5. Non-Repudiation: assuring against a party denying a data or a communication that was initiated by them.

Modern cryptosystems are typically classified as either public-key or private-key. Private-key encryption methods, such as the Data Encryption Standard (DES), use the same key to both encrypt and decrypt data. The key must be known only to the parties who are authorized to encrypt and decrypt a particular message. Public-key cryptosystems, on the other hand, use different keys to encrypt and decrypt data. The public-key is globally available. The private-key is kept confidential.

Introduction to Cryptography

The term ‘Cryptography’ is derived from the Greek word ‘Kryptos’. Kryptos is used to describe anything that is hidden, obscured, veiled, secret or mysterious. In the world of data communications, cryptography can be defined as follows:

Cryptography, defined as “the science and study of secret writing concerns the ways in which communications and data can be encoded to prevent disclosure of their contents through eavesdropping or message interception, using codes, ciphers and other methods, so that only certain people can see the real message”.
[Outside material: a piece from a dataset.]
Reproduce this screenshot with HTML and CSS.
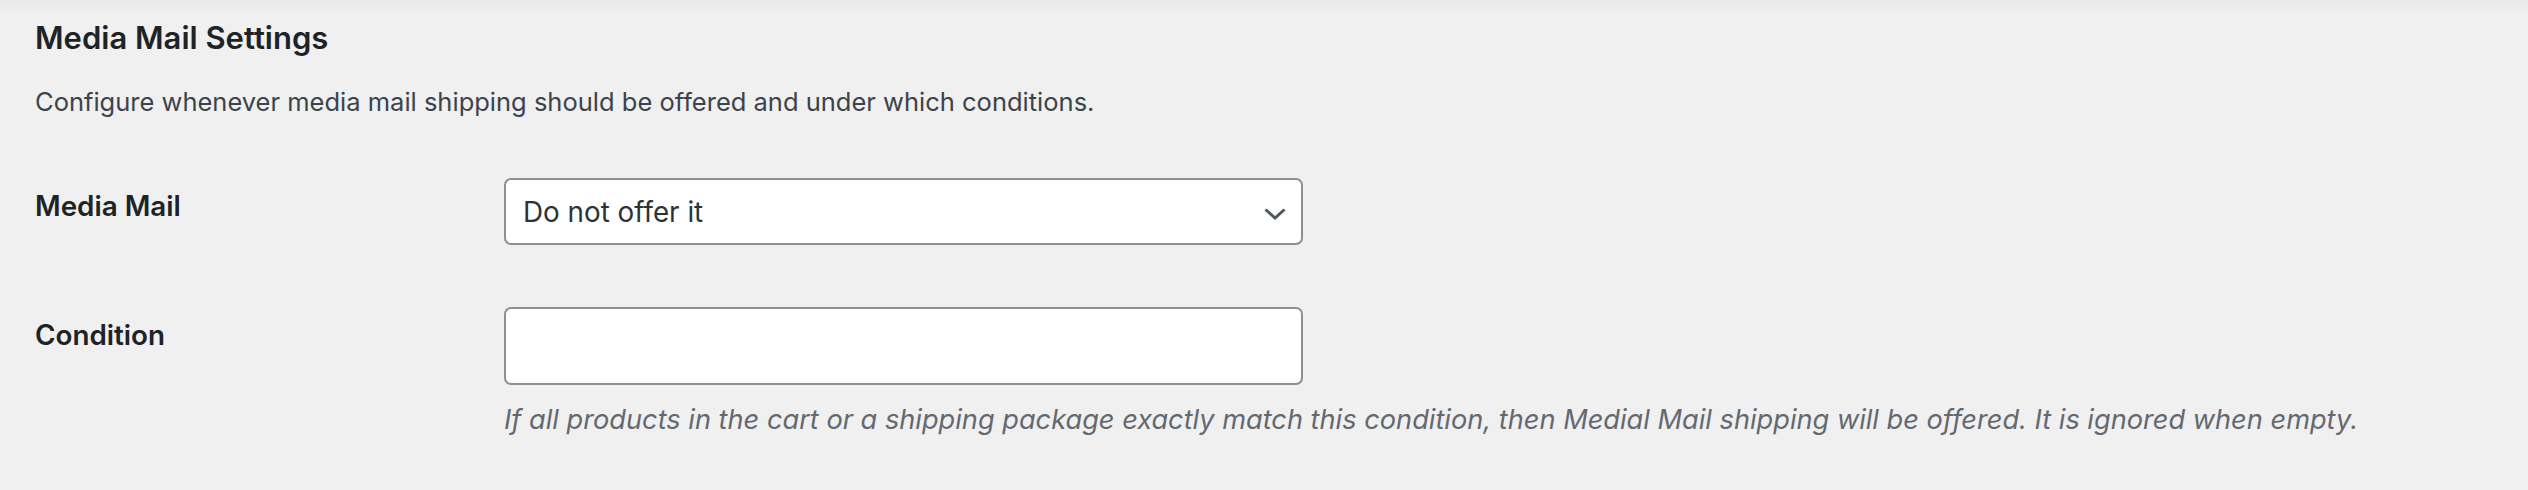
FILE: index.html
```html
<!DOCTYPE html>
<html lang="en">
<head>
<meta charset="utf-8">
<title>Media Mail Settings</title>
<link rel="stylesheet" href="styles.css">
</head>
<body>
<div class="page">
  <h2 class="title">Media Mail Settings</h2>
  <p class="intro">Configure whenever media mail shipping should be offered and under which conditions.</p>
  <div class="form">
    <div class="label">Media Mail</div>
    <div class="field">
      <div class="select">
        <span class="select-value">Do not offer it</span>
        <svg class="chevron" width="22" height="12" viewBox="0 0 22 12"><polyline points="1.5,1.5 11,10 20.5,1.5" fill="none" stroke="#50575e" stroke-width="3"/></svg>
      </div>
    </div>
    <div class="label">Condition</div>
    <div class="field">
      <div class="input"></div>
      <p class="help">If all products in the cart or a shipping package exactly match this condition, then Medial Mail shipping will be offered. It is ignored when empty.</p>
    </div>
  </div>
</div>
</body>
</html>
```
FILE: styles.css
```css
html, body {
  margin: 0;
  padding: 0;
}
body {
  background: linear-gradient(#e8e8e9 0px, #f0f0f1 14px) #f0f0f1;
  font-family: Inter, "Noto Sans", sans-serif;
  color: #1d2327;
  height: 490px;
  overflow: hidden;
}
.page {
  padding: 18px 0 0 35px;
}
.title {
  margin: 0;
  font-size: 31px;
  line-height: 40px;
  font-weight: 600;
  color: #1d2327;
}
.intro {
  margin: 28px 0 0 0;
  font-size: 25.5px;
  line-height: 32px;
  color: #3c434a;
}
.form {
  margin-top: 60px;
  display: grid;
  grid-template-columns: 469px 1fr;
  row-gap: 62px;
}
.label {
  padding-top: 10px;
  font-size: 27.8px;
  line-height: 36px;
  font-weight: 600;
  color: #1d2327;
}
.select {
  box-sizing: border-box;
  width: 799px;
  height: 67px;
  border: 2px solid #8c8f94;
  border-radius: 7px;
  background: #fff;
  display: flex;
  align-items: center;
  justify-content: space-between;
  padding: 0 15px 0 17px;
}
.select-value {
  font-size: 27.8px;
  color: #2c3338;
}
.chevron {
  display: block;
  margin-top: 4px;
}
.input {
  box-sizing: border-box;
  width: 799px;
  height: 78px;
  border: 2px solid #8c8f94;
  border-radius: 7px;
  background: #fff;
}
.help {
  margin: 17px 0 0 0;
  font-size: 27.2px;
  line-height: 36px;
  font-style: italic;
  color: #646970;
}
```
Encrypting is the act of translating a ‘normal message’ to a message written with ‘secret characters’ (also known as the encrypted message). Decrypting is the act of translating a message written with ‘secret characters’ into a readable message (the unencrypted message). It is, by far, one of the most important areas in computer security, since modern encryption algorithms can ensure all three pillars of a secure conversation: privacy, integrity, and authentication.